The real challenge is relating the rate of change of local community compensation to the rate of change of teacher compensation. In the booming economy we enjoyed for a couple of decades, it came to seem normal that everyone's incomes in the private sector were going up (and house prices were marching upward, along with the balances of our 401k retirement accounts). Folks working in the private sector were getting nice raises, bonuses were pretty common, 401k matching was generous, and some even got a nice boost from employee stock option plans.
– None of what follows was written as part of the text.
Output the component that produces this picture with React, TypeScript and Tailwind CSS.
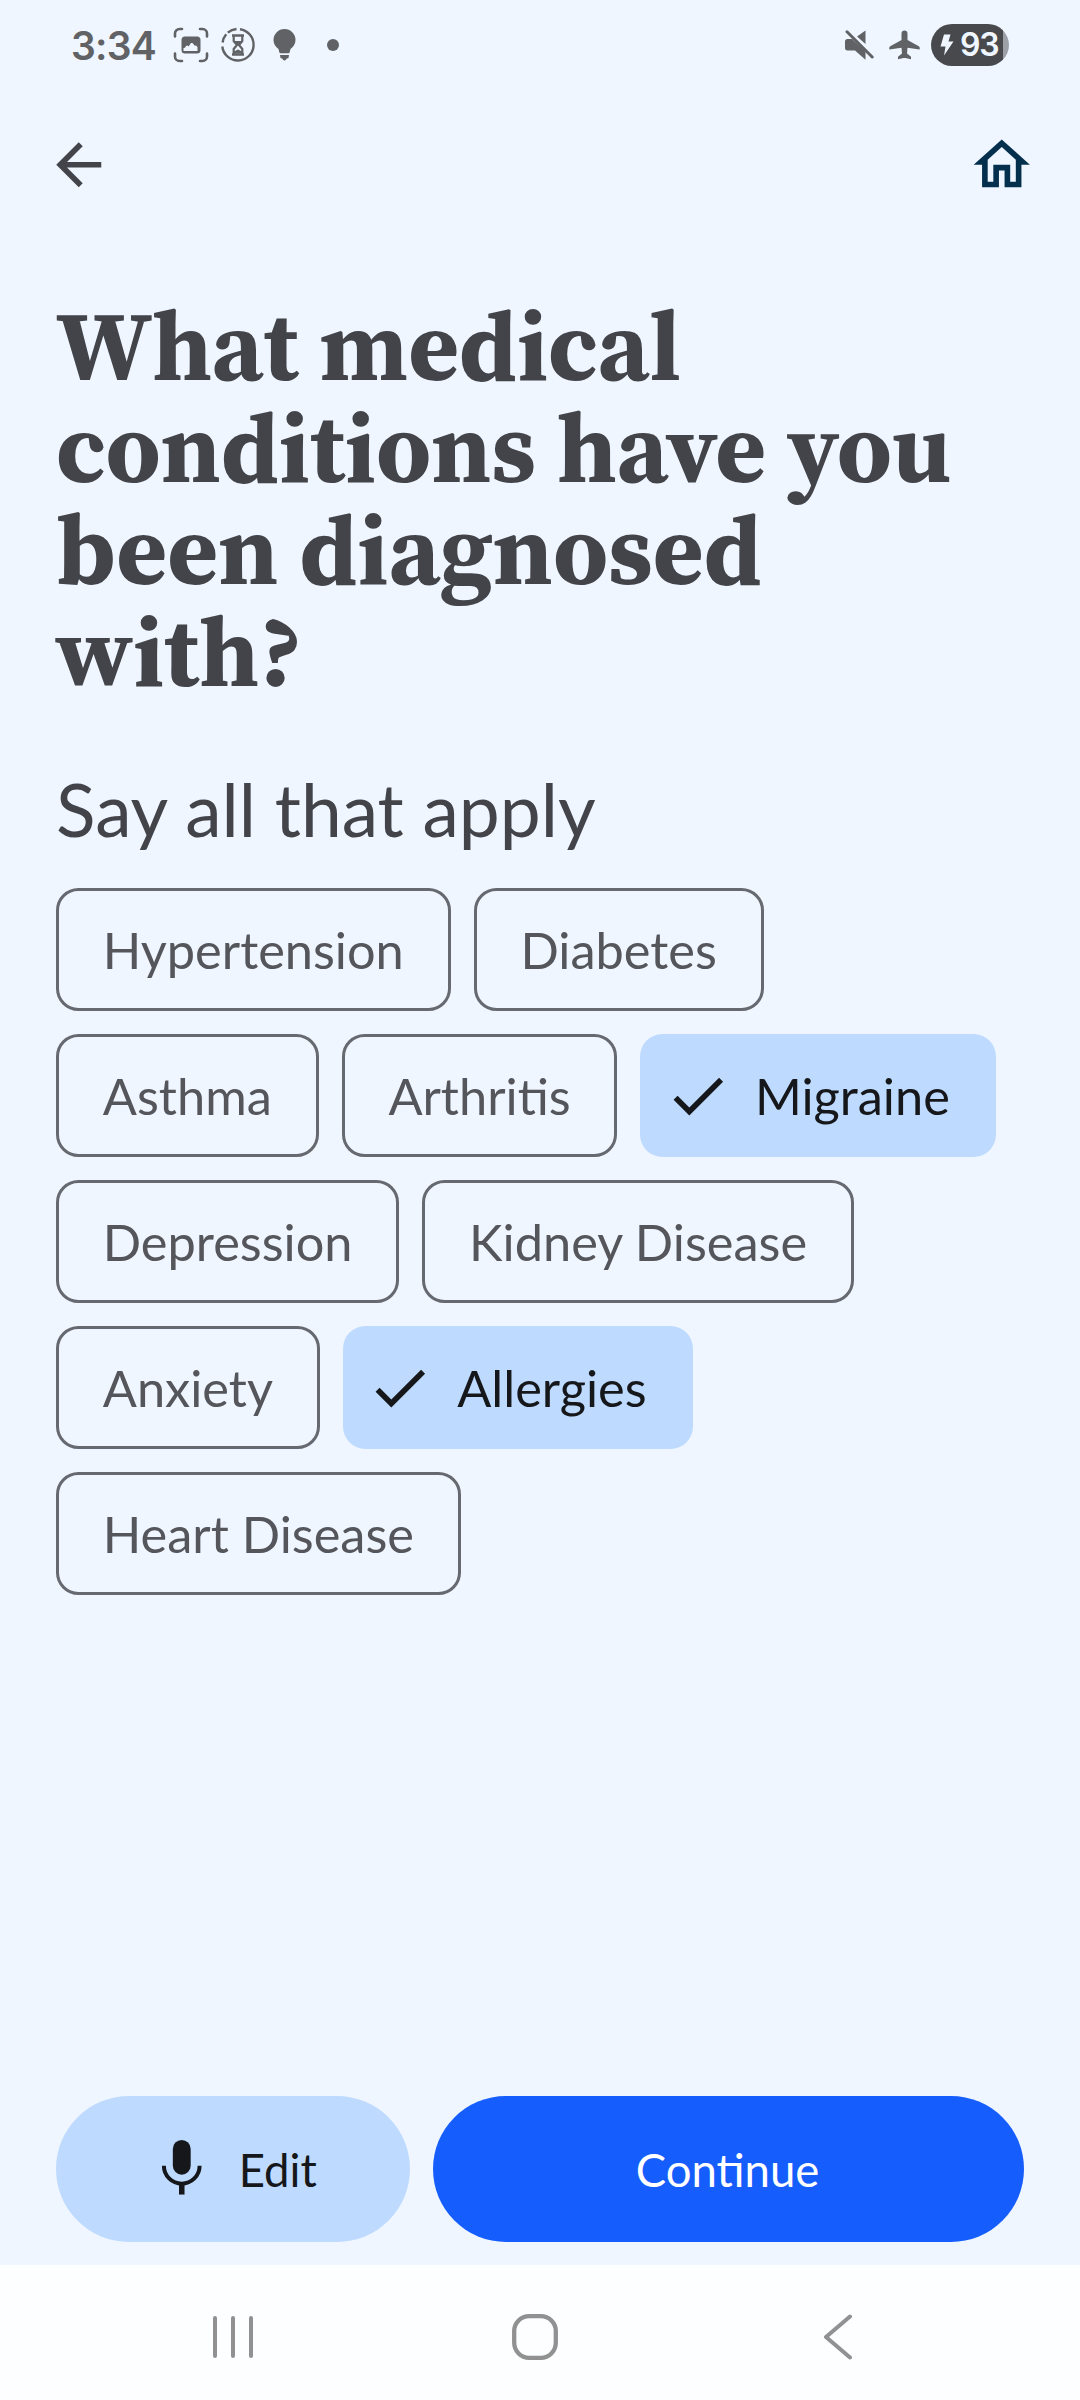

During that same period, the teachers were able to introduce the 'step and lane' salary grid approach into their collective bargaining agreements which, along with decent base pay increases, rapidly accelerated their compensation to catch up with the growth of the private sector.

But what happens when the economy slides in a deep recession, where unemployment climbs to very high levels, and those who are lucky enough to keep their jobs must figure how to survive with little or no raises, increasing workloads, and sometimes even salary cuts?  Does the teacher compensation philosophy used during the boom years work in a prolonged recession, when both income and net worth has taken a deep hit in the private sector?
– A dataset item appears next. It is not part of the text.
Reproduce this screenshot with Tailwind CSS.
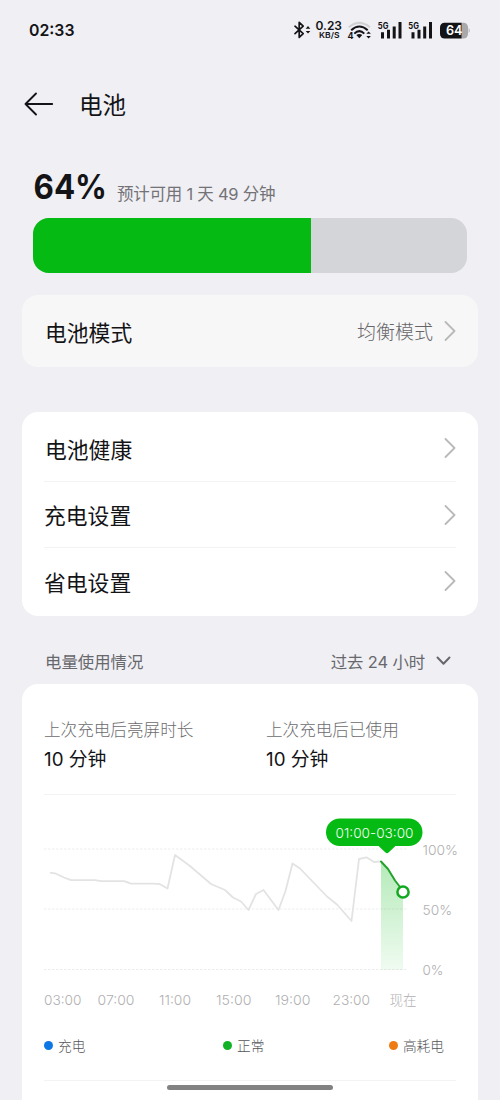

In their last contracts, our teachers agreed to freeze their base pay through 2013, delay two step increases, and eliminate one altogether. The support staff union agreed to similar terms in their contract. Additionally, they have stepped up their share of the health insurance premium to 15%. Remember this contribution had been zero until 2008, and rose to 10% in the 2008-2010 contract.

This was key to allowing our last levy to be 5.9 mills in spite of substantial state funding cuts, and will allow us to not ask for more funding before 2014 - barring any more surprises from the state government. We can debate how much the teachers' union was motivated by the threat of SB5 vs their empathy with the economic pain being felt in the private sector, but regardless, the result was a deal which is more appropriate to our community's current situation.

Governor Kasich and the General Assembly may figure out how to allocate more state budget dollars to K-12 public education. Maybe the economy will pick up, and state tax revenues will start growing again. Maybe, but I suspect that the rate of state funding growth will be very gradual for a while.

Maybe cost cutting in other government programs will free up money for public education. Maybe, but I doubt that it will be significant. The politicians talk big about cost cutting, but in practice, it's very hard to eliminate or reduce programs.

If the Governor and the General Assembly do find more money for K-12 education, I wouldn't count on any of it coming our way. New dollars will first go to urban and rural districts, like Meigs County were the average compensation for teachers is less than the starting salary for ours (a good friend of mine retired a few years ago from Meigs County schools, having taught for 30+ years, and her final pay was less than a 3rd year teacher makes in our district).

As I've said many times - this is a local matter. We shouldn't expect any help from the statehouse, although we shouldn't stop making our voice heard. We have to figure out how to set realistic expectations for both the teachers and the community members.

That will take education, dialog and a healthy dose of respect, trust and empathy on both sides of the bargaining table.